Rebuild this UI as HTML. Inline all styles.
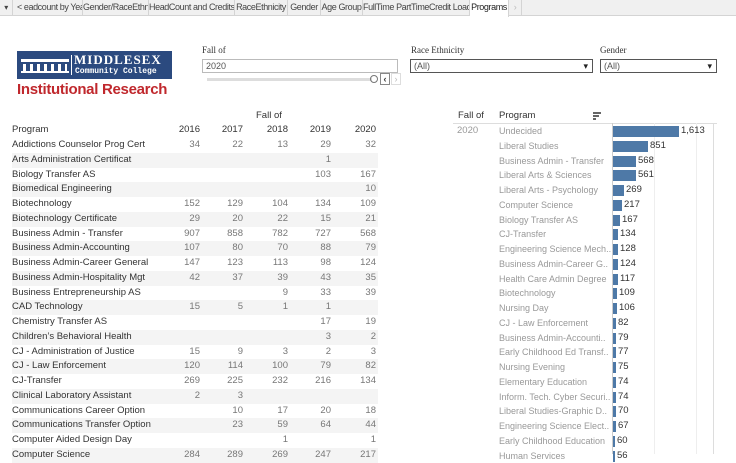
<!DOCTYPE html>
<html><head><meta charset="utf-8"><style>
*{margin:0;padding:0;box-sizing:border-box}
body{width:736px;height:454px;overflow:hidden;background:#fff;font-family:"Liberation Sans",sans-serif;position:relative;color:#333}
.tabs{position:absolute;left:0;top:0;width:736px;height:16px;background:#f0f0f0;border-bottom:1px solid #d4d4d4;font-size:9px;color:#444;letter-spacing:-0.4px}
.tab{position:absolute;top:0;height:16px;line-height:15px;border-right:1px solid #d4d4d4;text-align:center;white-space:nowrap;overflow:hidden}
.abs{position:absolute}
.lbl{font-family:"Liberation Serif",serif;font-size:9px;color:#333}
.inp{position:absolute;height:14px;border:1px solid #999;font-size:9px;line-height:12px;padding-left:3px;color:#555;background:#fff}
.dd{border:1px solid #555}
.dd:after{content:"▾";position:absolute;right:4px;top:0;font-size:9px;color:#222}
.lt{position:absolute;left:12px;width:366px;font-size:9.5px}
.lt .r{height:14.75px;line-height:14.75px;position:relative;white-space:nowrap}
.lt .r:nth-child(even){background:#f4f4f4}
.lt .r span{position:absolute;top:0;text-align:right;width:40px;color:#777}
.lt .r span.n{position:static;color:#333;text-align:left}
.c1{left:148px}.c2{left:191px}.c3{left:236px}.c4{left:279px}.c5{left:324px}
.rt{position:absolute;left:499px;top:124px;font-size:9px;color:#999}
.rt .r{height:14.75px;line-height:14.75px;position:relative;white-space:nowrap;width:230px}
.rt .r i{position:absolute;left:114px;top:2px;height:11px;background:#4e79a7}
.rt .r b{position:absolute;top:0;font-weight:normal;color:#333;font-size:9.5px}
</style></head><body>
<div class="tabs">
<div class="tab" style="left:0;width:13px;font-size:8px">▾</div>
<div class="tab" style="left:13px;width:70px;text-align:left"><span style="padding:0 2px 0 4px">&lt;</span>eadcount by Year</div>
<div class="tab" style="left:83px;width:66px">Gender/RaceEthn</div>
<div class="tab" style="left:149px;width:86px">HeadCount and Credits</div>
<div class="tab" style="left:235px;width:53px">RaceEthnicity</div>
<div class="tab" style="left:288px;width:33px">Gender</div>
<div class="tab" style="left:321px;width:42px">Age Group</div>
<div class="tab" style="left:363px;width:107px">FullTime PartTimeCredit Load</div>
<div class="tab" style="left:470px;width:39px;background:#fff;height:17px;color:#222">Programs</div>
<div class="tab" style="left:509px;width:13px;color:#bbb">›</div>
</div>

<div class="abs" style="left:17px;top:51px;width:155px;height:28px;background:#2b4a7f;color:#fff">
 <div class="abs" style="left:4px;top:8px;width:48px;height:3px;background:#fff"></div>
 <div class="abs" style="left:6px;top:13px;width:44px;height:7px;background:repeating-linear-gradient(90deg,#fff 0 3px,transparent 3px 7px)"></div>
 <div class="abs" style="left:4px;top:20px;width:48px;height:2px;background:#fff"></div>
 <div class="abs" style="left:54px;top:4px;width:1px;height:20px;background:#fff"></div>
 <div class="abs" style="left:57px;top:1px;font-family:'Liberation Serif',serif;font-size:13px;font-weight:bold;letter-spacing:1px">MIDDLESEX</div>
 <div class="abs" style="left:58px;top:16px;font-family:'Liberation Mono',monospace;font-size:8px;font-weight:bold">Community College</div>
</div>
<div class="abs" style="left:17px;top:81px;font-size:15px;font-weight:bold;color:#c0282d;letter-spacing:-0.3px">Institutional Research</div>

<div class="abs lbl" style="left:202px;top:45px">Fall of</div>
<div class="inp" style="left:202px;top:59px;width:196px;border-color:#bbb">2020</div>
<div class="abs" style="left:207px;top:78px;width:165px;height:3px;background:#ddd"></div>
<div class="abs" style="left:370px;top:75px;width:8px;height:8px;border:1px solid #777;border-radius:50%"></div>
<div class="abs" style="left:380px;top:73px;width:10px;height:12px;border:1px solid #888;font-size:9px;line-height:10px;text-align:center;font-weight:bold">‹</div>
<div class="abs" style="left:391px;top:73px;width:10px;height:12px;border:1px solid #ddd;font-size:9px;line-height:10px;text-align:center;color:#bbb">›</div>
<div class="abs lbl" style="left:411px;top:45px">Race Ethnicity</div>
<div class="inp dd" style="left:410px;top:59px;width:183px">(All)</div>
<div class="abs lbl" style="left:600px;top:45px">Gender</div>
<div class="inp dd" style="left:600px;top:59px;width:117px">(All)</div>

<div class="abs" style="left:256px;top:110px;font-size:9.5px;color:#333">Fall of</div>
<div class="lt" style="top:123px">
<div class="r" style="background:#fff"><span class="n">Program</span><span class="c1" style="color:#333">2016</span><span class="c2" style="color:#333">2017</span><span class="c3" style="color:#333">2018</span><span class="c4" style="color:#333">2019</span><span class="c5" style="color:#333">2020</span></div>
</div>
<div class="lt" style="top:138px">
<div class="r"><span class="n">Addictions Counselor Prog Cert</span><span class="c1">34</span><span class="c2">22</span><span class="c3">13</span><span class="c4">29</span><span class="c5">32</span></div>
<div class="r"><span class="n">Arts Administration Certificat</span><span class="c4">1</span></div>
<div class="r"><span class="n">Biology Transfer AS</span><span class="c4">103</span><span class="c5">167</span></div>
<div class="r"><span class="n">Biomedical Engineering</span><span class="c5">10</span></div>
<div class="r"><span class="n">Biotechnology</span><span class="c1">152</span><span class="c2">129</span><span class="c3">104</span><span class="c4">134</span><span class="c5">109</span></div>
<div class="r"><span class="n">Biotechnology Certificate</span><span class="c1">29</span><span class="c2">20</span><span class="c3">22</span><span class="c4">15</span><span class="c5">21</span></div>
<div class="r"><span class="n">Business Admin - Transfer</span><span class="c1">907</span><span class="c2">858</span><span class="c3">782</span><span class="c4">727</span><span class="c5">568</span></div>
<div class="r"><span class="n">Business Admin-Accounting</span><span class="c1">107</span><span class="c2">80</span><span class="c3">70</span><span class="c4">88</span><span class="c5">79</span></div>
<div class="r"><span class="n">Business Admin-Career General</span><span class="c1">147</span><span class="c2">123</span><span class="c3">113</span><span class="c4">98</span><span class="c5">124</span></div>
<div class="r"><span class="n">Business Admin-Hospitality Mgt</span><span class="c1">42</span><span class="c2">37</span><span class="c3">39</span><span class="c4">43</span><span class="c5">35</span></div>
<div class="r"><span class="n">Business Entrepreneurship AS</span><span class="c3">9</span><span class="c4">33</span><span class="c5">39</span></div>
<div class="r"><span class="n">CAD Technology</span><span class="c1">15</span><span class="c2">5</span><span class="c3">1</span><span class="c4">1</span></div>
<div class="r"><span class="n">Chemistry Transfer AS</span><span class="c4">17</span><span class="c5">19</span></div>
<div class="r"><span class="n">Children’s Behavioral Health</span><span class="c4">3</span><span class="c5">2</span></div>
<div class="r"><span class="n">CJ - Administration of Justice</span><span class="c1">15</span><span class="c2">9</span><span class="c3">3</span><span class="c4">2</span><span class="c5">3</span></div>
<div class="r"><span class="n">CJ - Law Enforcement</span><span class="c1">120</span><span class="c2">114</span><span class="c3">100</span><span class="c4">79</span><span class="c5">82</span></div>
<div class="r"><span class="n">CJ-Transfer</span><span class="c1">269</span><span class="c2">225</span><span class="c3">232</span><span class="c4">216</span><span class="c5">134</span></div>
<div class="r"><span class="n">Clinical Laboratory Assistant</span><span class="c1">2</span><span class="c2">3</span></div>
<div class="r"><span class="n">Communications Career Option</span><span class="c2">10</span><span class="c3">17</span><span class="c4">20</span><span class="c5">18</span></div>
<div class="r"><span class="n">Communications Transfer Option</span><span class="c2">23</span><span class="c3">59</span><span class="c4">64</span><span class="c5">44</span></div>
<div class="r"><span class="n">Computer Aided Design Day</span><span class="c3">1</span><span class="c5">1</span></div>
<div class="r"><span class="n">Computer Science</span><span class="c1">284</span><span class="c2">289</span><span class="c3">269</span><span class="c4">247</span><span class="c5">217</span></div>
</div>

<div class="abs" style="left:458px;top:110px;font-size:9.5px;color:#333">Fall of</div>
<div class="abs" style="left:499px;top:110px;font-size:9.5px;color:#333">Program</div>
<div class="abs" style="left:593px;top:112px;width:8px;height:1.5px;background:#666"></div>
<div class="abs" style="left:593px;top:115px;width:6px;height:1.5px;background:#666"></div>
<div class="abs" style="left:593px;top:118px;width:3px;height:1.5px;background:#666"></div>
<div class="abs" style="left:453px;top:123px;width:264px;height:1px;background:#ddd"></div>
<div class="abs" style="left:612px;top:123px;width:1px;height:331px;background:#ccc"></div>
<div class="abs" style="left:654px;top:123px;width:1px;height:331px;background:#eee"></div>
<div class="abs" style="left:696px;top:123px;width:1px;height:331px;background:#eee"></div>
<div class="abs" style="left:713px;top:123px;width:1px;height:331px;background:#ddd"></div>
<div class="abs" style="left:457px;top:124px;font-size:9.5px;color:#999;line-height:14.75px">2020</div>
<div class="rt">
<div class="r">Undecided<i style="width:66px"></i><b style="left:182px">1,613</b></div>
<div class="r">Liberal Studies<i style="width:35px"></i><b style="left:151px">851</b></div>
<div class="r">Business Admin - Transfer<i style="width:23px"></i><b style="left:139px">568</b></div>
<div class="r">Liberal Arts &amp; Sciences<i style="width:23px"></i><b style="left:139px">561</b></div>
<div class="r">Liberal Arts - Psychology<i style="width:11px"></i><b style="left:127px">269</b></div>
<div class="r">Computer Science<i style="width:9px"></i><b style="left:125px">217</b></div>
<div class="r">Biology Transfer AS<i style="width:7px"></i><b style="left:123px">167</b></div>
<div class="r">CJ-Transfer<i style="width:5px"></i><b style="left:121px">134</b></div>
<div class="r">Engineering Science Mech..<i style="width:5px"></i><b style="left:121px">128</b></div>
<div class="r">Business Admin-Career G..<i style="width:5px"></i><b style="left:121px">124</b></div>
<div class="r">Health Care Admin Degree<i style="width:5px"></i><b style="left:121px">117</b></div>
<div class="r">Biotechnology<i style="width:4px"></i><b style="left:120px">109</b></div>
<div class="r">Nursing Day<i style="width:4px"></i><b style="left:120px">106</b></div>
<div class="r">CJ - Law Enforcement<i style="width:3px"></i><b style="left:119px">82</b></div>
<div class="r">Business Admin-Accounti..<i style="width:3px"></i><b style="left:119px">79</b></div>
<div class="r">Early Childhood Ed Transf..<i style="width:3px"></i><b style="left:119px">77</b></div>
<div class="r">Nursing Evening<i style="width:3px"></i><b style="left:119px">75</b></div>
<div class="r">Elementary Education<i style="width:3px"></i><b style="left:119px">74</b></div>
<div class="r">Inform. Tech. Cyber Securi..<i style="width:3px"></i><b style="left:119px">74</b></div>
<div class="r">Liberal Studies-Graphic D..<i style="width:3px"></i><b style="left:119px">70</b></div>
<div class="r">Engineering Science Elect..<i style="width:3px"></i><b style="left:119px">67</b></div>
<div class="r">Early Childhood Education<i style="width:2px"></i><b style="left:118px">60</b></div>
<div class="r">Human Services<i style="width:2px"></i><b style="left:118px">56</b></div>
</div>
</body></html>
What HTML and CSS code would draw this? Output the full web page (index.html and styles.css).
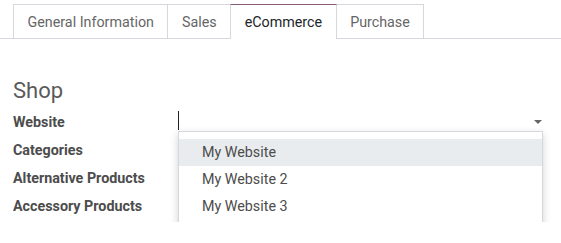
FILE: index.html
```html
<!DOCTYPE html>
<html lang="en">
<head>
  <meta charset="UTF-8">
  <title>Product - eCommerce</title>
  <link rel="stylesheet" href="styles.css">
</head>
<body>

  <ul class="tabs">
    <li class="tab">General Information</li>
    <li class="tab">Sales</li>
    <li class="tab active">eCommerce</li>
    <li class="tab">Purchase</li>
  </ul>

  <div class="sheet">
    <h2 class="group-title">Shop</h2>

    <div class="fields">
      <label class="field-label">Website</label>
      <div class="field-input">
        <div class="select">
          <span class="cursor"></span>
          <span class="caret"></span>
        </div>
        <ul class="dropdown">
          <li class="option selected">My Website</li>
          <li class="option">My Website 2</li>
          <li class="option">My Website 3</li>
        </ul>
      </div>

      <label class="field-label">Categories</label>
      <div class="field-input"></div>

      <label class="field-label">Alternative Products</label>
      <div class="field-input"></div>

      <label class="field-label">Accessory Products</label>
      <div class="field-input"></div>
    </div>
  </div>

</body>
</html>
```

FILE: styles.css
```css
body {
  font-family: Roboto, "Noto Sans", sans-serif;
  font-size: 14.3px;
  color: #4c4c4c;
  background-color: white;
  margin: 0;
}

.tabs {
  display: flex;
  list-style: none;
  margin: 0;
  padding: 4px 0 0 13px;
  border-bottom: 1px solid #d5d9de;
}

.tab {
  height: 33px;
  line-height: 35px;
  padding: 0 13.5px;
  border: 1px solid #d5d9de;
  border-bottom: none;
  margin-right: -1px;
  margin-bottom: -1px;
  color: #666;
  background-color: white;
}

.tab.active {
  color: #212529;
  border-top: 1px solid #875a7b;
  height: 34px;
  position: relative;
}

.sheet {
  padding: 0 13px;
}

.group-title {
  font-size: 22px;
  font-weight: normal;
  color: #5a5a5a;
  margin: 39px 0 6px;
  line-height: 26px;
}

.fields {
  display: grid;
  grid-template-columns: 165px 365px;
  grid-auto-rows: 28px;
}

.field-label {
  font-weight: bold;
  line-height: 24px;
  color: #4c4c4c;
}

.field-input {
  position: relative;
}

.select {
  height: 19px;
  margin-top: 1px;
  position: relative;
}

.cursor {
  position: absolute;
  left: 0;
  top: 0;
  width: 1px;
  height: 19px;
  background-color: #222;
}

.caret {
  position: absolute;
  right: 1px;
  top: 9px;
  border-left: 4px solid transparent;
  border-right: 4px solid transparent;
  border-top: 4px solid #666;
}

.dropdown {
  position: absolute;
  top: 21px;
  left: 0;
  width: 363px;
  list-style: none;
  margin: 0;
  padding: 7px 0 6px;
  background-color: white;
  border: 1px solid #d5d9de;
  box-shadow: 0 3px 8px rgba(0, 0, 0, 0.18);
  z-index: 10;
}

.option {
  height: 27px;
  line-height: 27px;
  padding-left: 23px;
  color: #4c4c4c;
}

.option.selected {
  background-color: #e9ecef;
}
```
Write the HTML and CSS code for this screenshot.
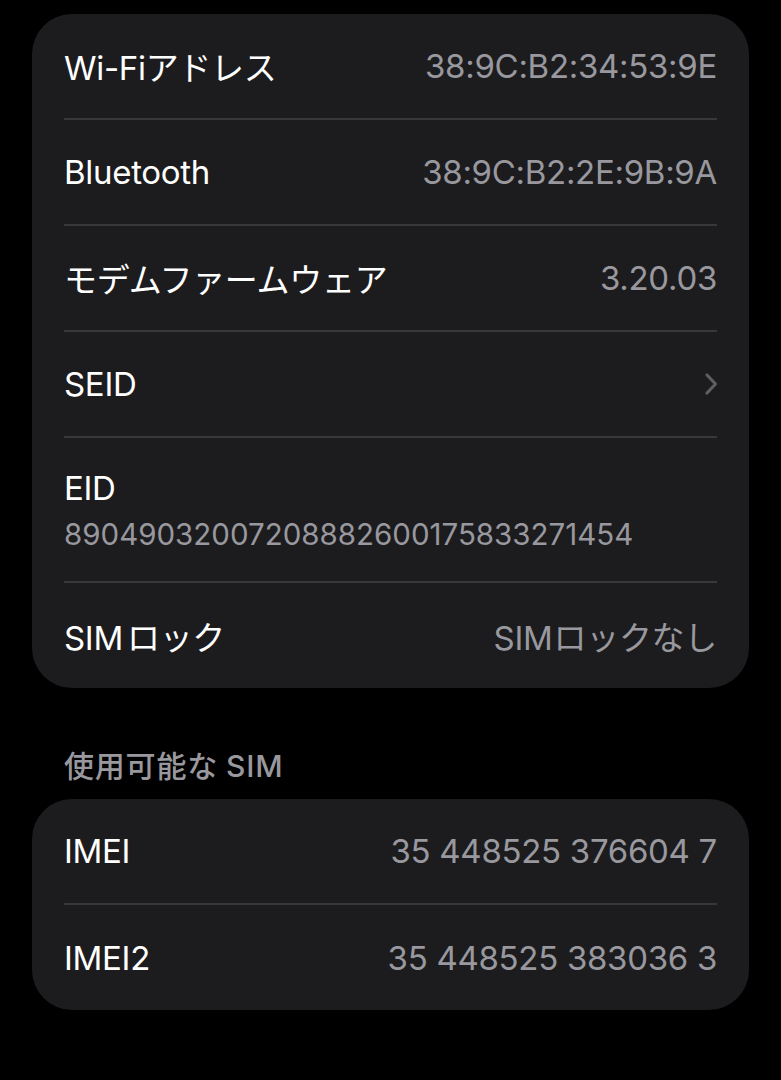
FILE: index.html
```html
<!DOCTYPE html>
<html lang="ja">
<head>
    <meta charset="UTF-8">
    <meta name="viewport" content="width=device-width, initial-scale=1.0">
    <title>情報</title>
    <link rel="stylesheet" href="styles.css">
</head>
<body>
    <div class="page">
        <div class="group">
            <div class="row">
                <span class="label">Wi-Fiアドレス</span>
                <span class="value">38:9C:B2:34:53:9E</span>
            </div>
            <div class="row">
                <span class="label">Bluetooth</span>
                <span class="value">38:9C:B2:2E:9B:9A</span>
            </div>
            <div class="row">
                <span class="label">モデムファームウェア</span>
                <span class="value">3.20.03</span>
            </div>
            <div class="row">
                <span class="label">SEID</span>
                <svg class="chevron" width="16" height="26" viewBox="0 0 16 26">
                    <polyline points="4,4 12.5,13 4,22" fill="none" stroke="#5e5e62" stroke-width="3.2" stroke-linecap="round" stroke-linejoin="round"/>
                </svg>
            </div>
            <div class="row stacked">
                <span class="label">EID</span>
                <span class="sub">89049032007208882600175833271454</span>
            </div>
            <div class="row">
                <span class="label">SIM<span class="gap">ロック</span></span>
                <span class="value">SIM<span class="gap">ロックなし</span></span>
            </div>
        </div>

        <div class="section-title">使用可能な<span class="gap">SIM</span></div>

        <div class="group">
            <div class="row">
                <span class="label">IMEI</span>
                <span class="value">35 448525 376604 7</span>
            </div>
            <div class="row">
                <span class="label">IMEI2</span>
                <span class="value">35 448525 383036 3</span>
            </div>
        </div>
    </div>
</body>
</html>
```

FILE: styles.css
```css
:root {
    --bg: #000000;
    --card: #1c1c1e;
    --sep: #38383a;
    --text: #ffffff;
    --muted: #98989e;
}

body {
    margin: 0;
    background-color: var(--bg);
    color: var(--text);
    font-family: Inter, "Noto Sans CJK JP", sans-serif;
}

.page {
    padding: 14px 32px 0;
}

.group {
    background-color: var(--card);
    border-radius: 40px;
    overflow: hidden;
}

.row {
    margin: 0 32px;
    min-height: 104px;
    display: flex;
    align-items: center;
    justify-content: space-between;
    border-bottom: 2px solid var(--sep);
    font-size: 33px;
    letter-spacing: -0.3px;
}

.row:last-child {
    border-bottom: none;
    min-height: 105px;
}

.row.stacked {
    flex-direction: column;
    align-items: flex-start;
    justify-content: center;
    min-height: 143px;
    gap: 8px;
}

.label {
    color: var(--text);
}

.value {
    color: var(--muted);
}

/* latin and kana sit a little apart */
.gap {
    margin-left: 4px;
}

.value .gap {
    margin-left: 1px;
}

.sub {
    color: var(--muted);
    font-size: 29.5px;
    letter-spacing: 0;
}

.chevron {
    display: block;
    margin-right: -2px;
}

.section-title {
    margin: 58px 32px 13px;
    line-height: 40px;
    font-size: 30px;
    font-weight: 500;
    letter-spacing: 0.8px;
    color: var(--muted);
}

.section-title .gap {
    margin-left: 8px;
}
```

◆ Set task ◆
Pull out all lines containing "index".

◆ Written solution ◆
What HTML and CSS code would draw this? Output the full web page (index.html and styles.css).
FILE: index.html
  z-index: 10;
FILE: index.html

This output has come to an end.